Q: How has the adjustment been to the new pitch clock and pick-off rules? Have they impacted your rhythm at all? Or have you had any kind of weird situations with the new rules?
A: I personally have not, because we used these rules last year when I was in High-A. So I was a little ahead of the curve on people who did not use the pitch clock. But, I personally think that the pitchers kind of have the advantage especially [because] I feel like I always worked at a quick pace, at a quick tempo, so it doesn't really affect me. I think the hitters are the ones that kind of have to make the biggest adjustments.
Q: So it hasn’t been too bad with the rules, you kind of got to test the waters last season.
A: Yeah, exactly. I felt kind of comfortable going in and I ultimately think the hitter has to adjust because instead of calling time multiples per at bat, they gotta get right back in the box and they only have one time-out per at bat. So I definitely think the pitchers are in the driver’s seat with these new rules.
Q: What is one aspect of your performance you feel you could improve on?
A: One aspect that I can improve on I think is controlling the running game. I guess that is the one downside to the pitch clock and the pick-off rules, is that the runners can take advantage of that. If you use your two pick-offs during one at bat with one runner, I feel like it’s a lot easier for them to time you up, especially with the clock and steal some bases.
Q: I can see how that would be a challenge for sure. Sometimes when I’m watching games, I feel like I don't even have time to process the last pitch and then the next one is already starting.
A: Because there’s a lot of time in between plays, sometimes the people in the booth that are controlling the clock will start it early and if you get a really good umpire, he’ll call time and make them restart the clock. But a lot of times it can get really squirrely out there for sure.
Q: Who within the Angels organization do you feel has helped your career the development the most?
A: My pitching coach from High-A. I had him the past two years, his name is Doug Henry. Doug played in the big leagues from 1991 to 2001, he’s been a pitching coach for, I want to say close to 20 years now.

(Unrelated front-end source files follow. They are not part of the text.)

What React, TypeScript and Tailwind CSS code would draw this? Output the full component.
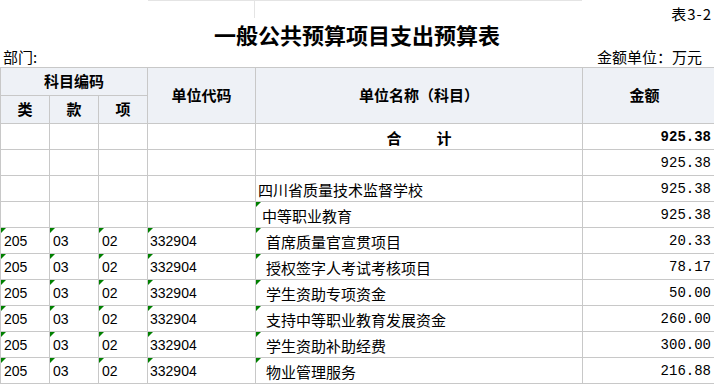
import React from "react";

const CJK = { fontFamily: '"Noto Sans CJK SC", "Noto Sans", sans-serif' };

function Tri() {
  return (
    <span className="absolute top-0 left-0 w-0 h-0 border-t-[5px] border-t-[#008000] border-r-[5px] border-r-transparent" />
  );
}

type Item = { code: boolean; name: string; indent: number; amt: string; tri: boolean; bold?: boolean; total?: boolean };

const rows: Item[] = [
  { code: false, name: "", indent: 0, amt: "925.38", tri: false, bold: true, total: true },
  { code: false, name: "", indent: 0, amt: "925.38", tri: false },
  { code: false, name: "四川省质量技术监督学校", indent: 2, amt: "925.38", tri: false },
  { code: false, name: "中等职业教育", indent: 6, amt: "925.38", tri: true },
  { code: true, name: "首席质量官宣贯项目", indent: 10, amt: "20.33", tri: true },
  { code: true, name: "授权签字人考试考核项目", indent: 10, amt: "78.17", tri: true },
  { code: true, name: "学生资助专项资金", indent: 10, amt: "50.00", tri: true },
  { code: true, name: "支持中等职业教育发展资金", indent: 10, amt: "260.00", tri: true },
  { code: true, name: "学生资助补助经费", indent: 10, amt: "300.00", tri: true },
  { code: true, name: "物业管理服务", indent: 10, amt: "216.88", tri: true },
];

const cellBase = "relative bg-white flex items-end pb-[4px] leading-[15px] overflow-hidden whitespace-nowrap";
const codeFont = { fontFamily: '"Liberation Sans", Arial, sans-serif', fontSize: "14px" };
const amtFont = { fontFamily: '"Liberation Mono", monospace', fontSize: "14px" };

export default function App() {
  return (
    <div className="w-[714px] h-[384px] overflow-hidden bg-white text-black" style={CJK}>
      <div className="flex h-[22px]">
        <div className="w-[148px]" />
        <div className="w-[434px] h-[18px] border-t border-[#e4e4e4] flex">
          <div className="w-[107px] h-full border-r border-[#e4e4e4]" />
        </div>
        <div className="flex-1 flex justify-end items-end pr-[2px] text-[15px] leading-[16px] tracking-[1px]">表3-2</div>
      </div>
      <div className="h-[24px] flex justify-center items-center text-[22px] leading-[24px] font-bold">
        一般公共预算项目支出预算表
      </div>
      <div className="h-[21px] flex justify-between items-end pb-[3px] text-[15px] leading-[15px]">
        <span className="pl-[3px]">部门:</span>
        <span className="pr-[12px]">金额单位：万元</span>
      </div>
      <div
        className="grid bg-[#c8c8c8] gap-px p-px w-[716px]"
        style={{ gridTemplateColumns: "48px 48px 48px 107px 326px 131px", gridTemplateRows: "27px 27px repeat(10, 25px)" }}
      >
        <div className="col-span-3 bg-[#eef1f6] flex items-center justify-center text-[15px] font-bold">科目编码</div>
        <div className="row-span-2 bg-[#eef1f6] flex items-center justify-center text-[15px] font-bold">单位代码</div>
        <div className="row-span-2 bg-[#eef1f6] flex items-center justify-center text-[15px] font-bold">单位名称（科目）</div>
        <div className="row-span-2 bg-[#eef1f6] flex items-center justify-center text-[15px] font-bold pr-[8px]">金额</div>
        <div className="bg-[#eef1f6] flex items-center justify-center text-[15px] font-bold">类</div>
        <div className="bg-[#eef1f6] flex items-center justify-center text-[15px] font-bold">款</div>
        <div className="bg-[#eef1f6] flex items-center justify-center text-[15px] font-bold">项</div>
        {rows.map((r, i) => (
          <React.Fragment key={i}>
            <div className={cellBase + " pl-[3px]"} style={codeFont}>
              {r.code && <Tri />}
              {r.code ? "205" : ""}
            </div>
            <div className={cellBase + " pl-[3px]"} style={codeFont}>
              {r.code && <Tri />}
              {r.code ? "03" : ""}
            </div>
            <div className={cellBase + " pl-[3px]"} style={codeFont}>
              {r.code && <Tri />}
              {r.code ? "02" : ""}
            </div>
            <div className={cellBase + " pl-[2px]"} style={codeFont}>
              {r.code && <Tri />}
              {r.code ? "332904" : ""}
            </div>
            <div className={cellBase + " text-[15px]" + (r.total ? " justify-center font-bold" : "")} style={{ paddingLeft: r.total ? 0 : r.indent }}>
              {r.tri && <Tri />}
              {r.total ? (
                <>
                  <span>合</span>
                  <span className="ml-[35px]">计</span>
                </>
              ) : (
                r.name
              )}
            </div>
            <div className={cellBase + " justify-end pr-[3px]" + (r.bold ? " font-bold" : "")} style={amtFont}>
              {r.amt}
            </div>
          </React.Fragment>
        ))}
      </div>
    </div>
  );
}
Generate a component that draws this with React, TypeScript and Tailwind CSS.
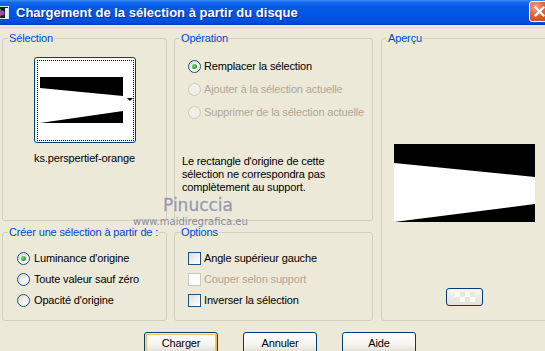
import React from "react";

function Radio({ checked = false, disabled = false }: { checked?: boolean; disabled?: boolean }) {
  return (
    <span
      className={
        disabled
          ? "flex h-[13px] w-[13px] shrink-0 items-center justify-center rounded-full border border-[#cac8bb] bg-[#f1efe6]"
          : "flex h-[13px] w-[13px] shrink-0 items-center justify-center rounded-full border border-[#1c5180] bg-[linear-gradient(135deg,#d8d5c9_0%,#f4f3ee_55%,#ffffff_100%)]"
      }
    >
      {checked && (
        <span className="h-[5px] w-[5px] rounded-full bg-[radial-gradient(circle_at_35%_35%,#7be07b_0%,#21a121_70%,#1a8a1a_100%)]" />
      )}
    </span>
  );
}

function Check({ disabled = false }: { disabled?: boolean }) {
  return (
    <span
      className={
        disabled
          ? "h-[13px] w-[13px] shrink-0 border border-[#cac8bb] bg-[#fdfdfb]"
          : "h-[13px] w-[13px] shrink-0 border border-[#1c5180] bg-[linear-gradient(135deg,#dcdcd6_0%,#f2f2ef_55%,#ffffff_100%)]"
      }
    />
  );
}

function Group({
  label,
  className,
  children,
}: {
  label: string;
  className: string;
  children?: React.ReactNode;
}) {
  return (
    <div className={"relative shrink-0 rounded-[3px] border border-[#d0d0bf] " + className}>
      <span className="absolute -top-[7px] left-[5px] whitespace-nowrap bg-[#ece9d8] px-[1px] leading-[13px] text-[#0046d5]">
        {label}
      </span>
      {children}
    </div>
  );
}

function XPButton({ label, def = false }: { label: string; def?: boolean }) {
  return (
    <div
      className={
        def
          ? "flex h-[23px] w-[74px] shrink-0 items-center justify-center rounded-[3px] border border-[#003c74] bg-[linear-gradient(to_bottom,#ffffff_0%,#f5f4ef_55%,#e6e3d8_85%,#d6d0c5_100%)] shadow-[inset_0_1px_0_#fff0cf,inset_1px_0_0_#fbd98a,inset_-1px_0_0_#f6b94a,inset_0_-1px_0_#e59700,inset_0_0_0_2px_#f8c25a]"
          : "flex h-[23px] w-[74px] shrink-0 items-center justify-center rounded-[3px] border border-[#003c74] bg-[linear-gradient(to_bottom,#ffffff_0%,#f5f4ef_55%,#e6e3d8_85%,#d6d0c5_100%)]"
      }
    >
      <span className="text-[11px] leading-[13px] text-black">{label}</span>
    </div>
  );
}

export default function App() {
  return (
    <div className="relative h-[351px] w-[545px] overflow-hidden bg-[#ece9d8] font-['Liberation_Sans',Arial,sans-serif] text-[11px] leading-[13px] tracking-[-0.15px] text-black">
      {/* Title bar */}
      <div className="flex h-[25px] items-center bg-[linear-gradient(to_bottom,#3d8ef9_0%,#1467f0_10%,#055ae9_30%,#0054e3_60%,#004fdb_88%,#003fc0_100%)]">
        <svg width="16" height="16" viewBox="0 0 16 16" className="ml-[-7px] shrink-0">
          <rect x="0.5" y="1.5" width="15" height="12" fill="#1a1a2a" stroke="#d8e4f8" />
          <circle cx="5" cy="6" r="3" fill="#3cb043" />
          <circle cx="9" cy="8" r="2.5" fill="#8a4fc8" />
          <circle cx="6" cy="10" r="2" fill="#e04848" />
          <rect x="12" y="3" width="3" height="10" fill="#e8eef8" />
        </svg>
        <span className="ml-[7px] whitespace-nowrap text-[13px] font-bold tracking-[0px] text-white [text-shadow:1px_1px_0_#0b2a8c]">
          Chargement de la sélection à partir du disque
        </span>
        <div className="ml-auto mr-[-5px] mt-[-2px] flex h-[21px] w-[21px] shrink-0 items-center justify-center rounded-[3px] border border-white bg-[radial-gradient(circle_at_30%_25%,#f1a58a_0%,#e2603d_45%,#c8421d_100%)]">
          <svg width="11" height="11" viewBox="0 0 11 11">
            <path d="M1.5 1.5 L9.5 9.5 M9.5 1.5 L1.5 9.5" stroke="#ffffff" strokeWidth="2.2" strokeLinecap="square" />
          </svg>
        </div>
      </div>
      <div className="h-[2px]" />
      <div className="h-px bg-[#dedac9]" />

      {/* Main */}
      <div className="flex pl-[2px] pt-[10px]">
        {/* Left column */}
        <div className="flex w-[165px] shrink-0 flex-col gap-[11px]">
          <Group label="Sélection" className="h-[183px] w-[165px]">
            <div className="flex flex-col items-center pt-[18px]">
              <div className="relative h-[86px] w-[102px] rounded-[3px] border border-[#003c74] bg-white">
                <div className="absolute bottom-[1px] left-[2px] right-[1px] top-[2px] border border-dotted border-black" />
                <svg className="absolute left-[5px] top-[19px]" width="83" height="46" viewBox="0 0 83 46">
                  <polygon points="0,0 83,0 83,19 0,11" fill="#000" />
                  <polygon points="0,46 83,34 83,46" fill="#000" />
                </svg>
                <div className="absolute left-[92px] top-[40px] h-0 w-0 border-l-[3px] border-r-[3px] border-t-[3px] border-l-transparent border-r-transparent border-t-black" />
              </div>
              <span className="mt-[9px] whitespace-nowrap">ks.perspertief-orange</span>
            </div>
          </Group>
          <Group label="Créer une sélection à partir de :" className="h-[89px] w-[165px]">
            <div className="flex flex-col gap-[8px] pl-[14px] pt-[19px]">
              <div className="flex items-center gap-[4px]">
                <Radio checked />
                <span>Luminance d'origine</span>
              </div>
              <div className="flex items-center gap-[4px]">
                <Radio />
                <span>Toute valeur sauf zéro</span>
              </div>
              <div className="flex items-center gap-[4px]">
                <Radio />
                <span>Opacité d'origine</span>
              </div>
            </div>
          </Group>
        </div>

        {/* Middle column */}
        <div className="ml-[7px] flex w-[199px] shrink-0 flex-col gap-[11px]">
          <Group label="Opération" className="h-[183px] w-[199px]">
            <div className="flex flex-col pl-[7px] pt-[21px]">
              <div className="flex flex-col gap-[10px] pl-[6px]">
                <div className="flex items-center gap-[3px]">
                  <Radio checked />
                  <span>Remplacer la sélection</span>
                </div>
                <div className="flex items-center gap-[3px]">
                  <Radio disabled />
                  <span className="text-[#aca899]">Ajouter à la sélection actuelle</span>
                </div>
                <div className="flex items-center gap-[3px]">
                  <Radio disabled />
                  <span className="text-[#aca899]">Supprimer de la sélection actuelle</span>
                </div>
              </div>
              <p className="mt-[36px] leading-[13px]">
                Le rectangle d'origine de cette
                <br />
                sélection ne correspondra pas
                <br />
                complètement au support.
              </p>
            </div>
          </Group>
          <Group label="Options" className="h-[89px] w-[199px]">
            <div className="flex flex-col gap-[8px] pl-[13px] pt-[19px]">
              <div className="flex items-center gap-[3px]">
                <Check />
                <span>Angle supérieur gauche</span>
              </div>
              <div className="flex items-center gap-[3px]">
                <Check disabled />
                <span className="text-[#aca899]">Couper selon support</span>
              </div>
              <div className="flex items-center gap-[3px]">
                <Check />
                <span>Inverser la sélection</span>
              </div>
            </div>
          </Group>
        </div>

        {/* Right column */}
        <div className="ml-[8px] shrink-0">
          <Group label="Aperçu" className="h-[283px] w-[167px]">
            <div className="flex flex-col items-center pt-[105px]">
              <svg width="141" height="78" viewBox="0 0 141 78" className="shrink-0">
                <rect x="0" y="0" width="141" height="78" fill="#ffffff" />
                <polygon points="0,0 141,0 141,33 0,19" fill="#000" />
                <polygon points="0,78 141,60 141,78" fill="#000" />
              </svg>
              <div className="mt-[66px] flex h-[18px] w-[37px] items-center justify-center rounded-[3px] border border-[#003c74] bg-[linear-gradient(to_bottom,#f7f6f1,#e4e1d6)]">
                <div className="grid grid-cols-4">
                  <span className="h-[5px] w-[5px] bg-white" />
                  <span className="h-[5px] w-[5px] bg-[#e9e7de]" />
                  <span className="h-[5px] w-[5px] bg-white" />
                  <span className="h-[5px] w-[5px] bg-[#e9e7de]" />
                  <span className="h-[5px] w-[5px] bg-[#e9e7de]" />
                  <span className="h-[5px] w-[5px] bg-white" />
                  <span className="h-[5px] w-[5px] bg-[#e9e7de]" />
                  <span className="h-[5px] w-[5px] bg-white" />
                </div>
              </div>
            </div>
          </Group>
        </div>
      </div>

      {/* Buttons */}
      <div className="mt-[11px] flex gap-[25px] pl-[144px]">
        <XPButton label="Charger" def />
        <XPButton label="Annuler" />
        <XPButton label="Aide" />
      </div>

      {/* Watermark */}
      <div className="pointer-events-none absolute left-[163px] top-[195px] font-['DejaVu_Sans',sans-serif] text-[17px] leading-[20px] tracking-[0px] text-[#9a9aae] [-webkit-text-stroke:0.4px_#9a9aae] [text-shadow:0_0_2px_#ffffff]">
        Pinuccia
      </div>
      <div className="pointer-events-none absolute left-[133px] top-[216px] font-['DejaVu_Sans',sans-serif] text-[10px] leading-[12px] tracking-[0px] text-[#8a8a98]">
        www.maidiregrafica.eu
      </div>
    </div>
  );
}
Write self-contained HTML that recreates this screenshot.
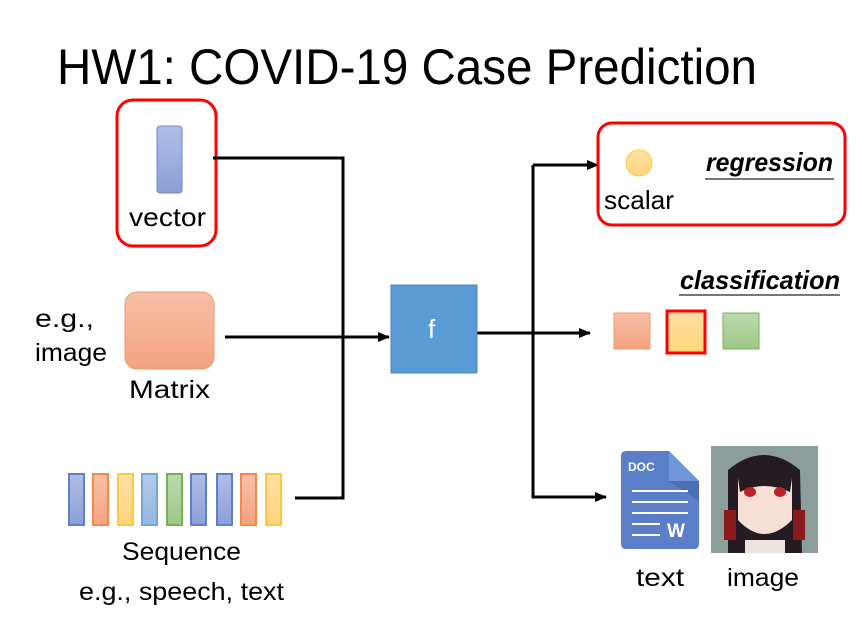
<!DOCTYPE html>
<html><head><meta charset="utf-8"><style>
html,body{margin:0;padding:0;background:#fff;width:866px;height:621px;overflow:hidden}
svg{display:block}
text{font-family:"Liberation Sans",sans-serif;fill:#000}
</style></head><body>
<svg width="866" height="621" viewBox="0 0 866 621" xmlns="http://www.w3.org/2000/svg">
<defs>
<linearGradient id="gb" x1="0" y1="0" x2="0" y2="1"><stop offset="0" stop-color="#b0bde6"/><stop offset="1" stop-color="#8b9fd8"/></linearGradient>
<linearGradient id="go" x1="0" y1="0" x2="0" y2="1"><stop offset="0" stop-color="#f6c0a8"/><stop offset="1" stop-color="#f4a280"/></linearGradient>
<linearGradient id="gy" x1="0" y1="0" x2="0" y2="1"><stop offset="0" stop-color="#ffe0a6"/><stop offset="1" stop-color="#ffd47a"/></linearGradient>
<linearGradient id="gl" x1="0" y1="0" x2="0" y2="1"><stop offset="0" stop-color="#b4cbea"/><stop offset="1" stop-color="#95b7e2"/></linearGradient>
<linearGradient id="gg" x1="0" y1="0" x2="0" y2="1"><stop offset="0" stop-color="#bcd9ae"/><stop offset="1" stop-color="#9cc886"/></linearGradient>
<marker id="ar" markerWidth="12" markerHeight="12" refX="11" refY="6" orient="auto" markerUnits="userSpaceOnUse"><path d="M0,1 L12,6 L0,11 z" fill="#000"/></marker>
</defs>
<text x="57" y="84" font-size="50" textLength="700" lengthAdjust="spacingAndGlyphs">HW1: COVID-19 Case Prediction</text>

<rect x="117" y="100" width="99" height="146" rx="16" fill="none" stroke="#f00" stroke-width="3"/>
<rect x="157" y="126" width="25" height="67" rx="3" fill="url(#gb)" stroke="#6f86cf" stroke-width="1"/>
<text x="129" y="226" font-size="26" textLength="77" lengthAdjust="spacingAndGlyphs">vector</text>

<rect x="125" y="292" width="89" height="77" rx="12" fill="url(#go)" stroke="#ee9a6c" stroke-width="1"/>
<text x="35" y="327" font-size="25" textLength="59" lengthAdjust="spacingAndGlyphs">e.g.,</text>
<text x="35" y="361" font-size="25" textLength="72" lengthAdjust="spacingAndGlyphs">image</text>
<text x="129" y="398" font-size="25" textLength="81" lengthAdjust="spacingAndGlyphs">Matrix</text>

<g stroke-width="2">
<rect x="69" y="474" width="15" height="51" fill="url(#gb)" stroke="#5f7fcc"/>
<rect x="93" y="474" width="15" height="51" fill="url(#go)" stroke="#f08a4e"/>
<rect x="118" y="474" width="15" height="51" fill="url(#gy)" stroke="#ffc73a"/>
<rect x="142" y="474" width="15" height="51" fill="url(#gl)" stroke="#74a4dc"/>
<rect x="167" y="474" width="15" height="51" fill="url(#gg)" stroke="#77b156"/>
<rect x="191" y="474" width="15" height="51" fill="url(#gb)" stroke="#5f7fcc"/>
<rect x="217" y="474" width="15" height="51" fill="url(#gb)" stroke="#5f7fcc"/>
<rect x="241" y="474" width="15" height="51" fill="url(#go)" stroke="#f08a4e"/>
<rect x="266" y="474" width="15" height="51" fill="url(#gy)" stroke="#ffc73a"/>
</g>
<text x="122" y="560" font-size="25" textLength="119" lengthAdjust="spacingAndGlyphs">Sequence</text>
<text x="79" y="600" font-size="25" textLength="205" lengthAdjust="spacingAndGlyphs">e.g., speech, text</text>

<g stroke="#000" stroke-width="3" fill="none">
<path d="M213,158 H343 V498 H295"/>
<path d="M225,337 H389" marker-end="url(#ar)"/>
<path d="M477,333 H590" marker-end="url(#ar)"/>
<path d="M533,165 V497 H606" marker-end="url(#ar)"/>
<path d="M533,165 H598" marker-end="url(#ar)"/>
</g>

<rect x="391" y="285" width="86" height="88" fill="#5b9bd5" stroke="#4a86bf" stroke-width="1"/>
<text x="428" y="338" font-size="26" style="fill:#fff">f</text>

<rect x="598" y="123" width="247" height="102" rx="14" fill="none" stroke="#f00" stroke-width="3"/>
<circle cx="639" cy="163" r="13" fill="url(#gy)" stroke="#ffc73a" stroke-width="1"/>
<text x="604" y="209" font-size="26" textLength="70" lengthAdjust="spacingAndGlyphs">scalar</text>
<text x="706" y="171" font-size="26" font-weight="bold" font-style="italic" textLength="127" lengthAdjust="spacingAndGlyphs">regression</text>
<line x1="705" y1="179" x2="834" y2="179" stroke="#777" stroke-width="2"/>

<text x="680" y="289" font-size="26" font-weight="bold" font-style="italic" textLength="160" lengthAdjust="spacingAndGlyphs">classification</text>
<line x1="679" y1="295" x2="840" y2="295" stroke="#777" stroke-width="2"/>
<rect x="614" y="313" width="36" height="36" fill="url(#go)" stroke="#ee9a6c" stroke-width="1"/>
<rect x="667" y="311" width="38" height="42" fill="url(#gy)" stroke="#f00" stroke-width="3"/>
<rect x="723" y="313" width="36" height="36" fill="url(#gg)" stroke="#77b156" stroke-width="1"/>

<path d="M624,451 H669 L699,481 V544 Q699,549 694,549 H626 Q621,549 621,544 V456 Q621,451 626,451 Z" fill="#5b7ec9"/>
<path d="M669,451 L699,481 H669 Z" fill="#6f97d9"/>
<path d="M669,481 H699 V501 Z" fill="#4d6db5"/>
<text x="628" y="471" font-size="12" font-weight="bold" style="fill:#fff">DOC</text>
<g stroke="#fff" stroke-width="2"><line x1="632" y1="491" x2="688" y2="491"/><line x1="632" y1="502" x2="688" y2="502"/><line x1="632" y1="513" x2="688" y2="513"/><line x1="632" y1="524" x2="660" y2="524"/><line x1="632" y1="535" x2="660" y2="535"/></g>
<text x="667" y="537" font-size="19" font-weight="bold" style="fill:#fff">W</text>
<text x="636" y="586" font-size="25" textLength="48" lengthAdjust="spacingAndGlyphs">text</text>

<rect x="711" y="446" width="107" height="107" fill="#9fb3b0"/>
<rect x="711" y="446" width="107" height="107" fill="#6e7f80" opacity="0.4"/>
<path d="M728,470 Q764,440 800,470 L802,553 H728 Z" fill="#241c22"/>
<path d="M738,478 Q764,468 792,478 L792,520 Q764,548 738,520 Z" fill="#f6e0d6"/>
<path d="M738,478 Q764,458 792,478 L790,492 Q764,480 740,492 Z" fill="#241c22"/>
<ellipse cx="750" cy="492" rx="6" ry="5" fill="#c0202a"/>
<ellipse cx="780" cy="492" rx="6" ry="5" fill="#c0202a"/>
<rect x="724" y="510" width="12" height="30" fill="#8a1a1c"/>
<rect x="793" y="510" width="12" height="30" fill="#8a1a1c"/>
<rect x="745" y="540" width="40" height="13" fill="#efe3e0"/>
<text x="727" y="586" font-size="25" textLength="72" lengthAdjust="spacingAndGlyphs">image</text>
</svg>
</body></html>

He was a bullpen coach on the 2015 Kansas City Royals major league team that won the World Series. He’s just got a lot of experience, he’s an old school dude, which there really aren’t a whole lot of those guys around anymore, especially with the new day and age technology. But Doug has always provided me with a wealth of information and I think he really has helped my mindset. I would not be here without Doug Henry.
Chloe Webb is a student in the Sports Media Certificate program at the University of Georgia's Carmical Sports Media Institute.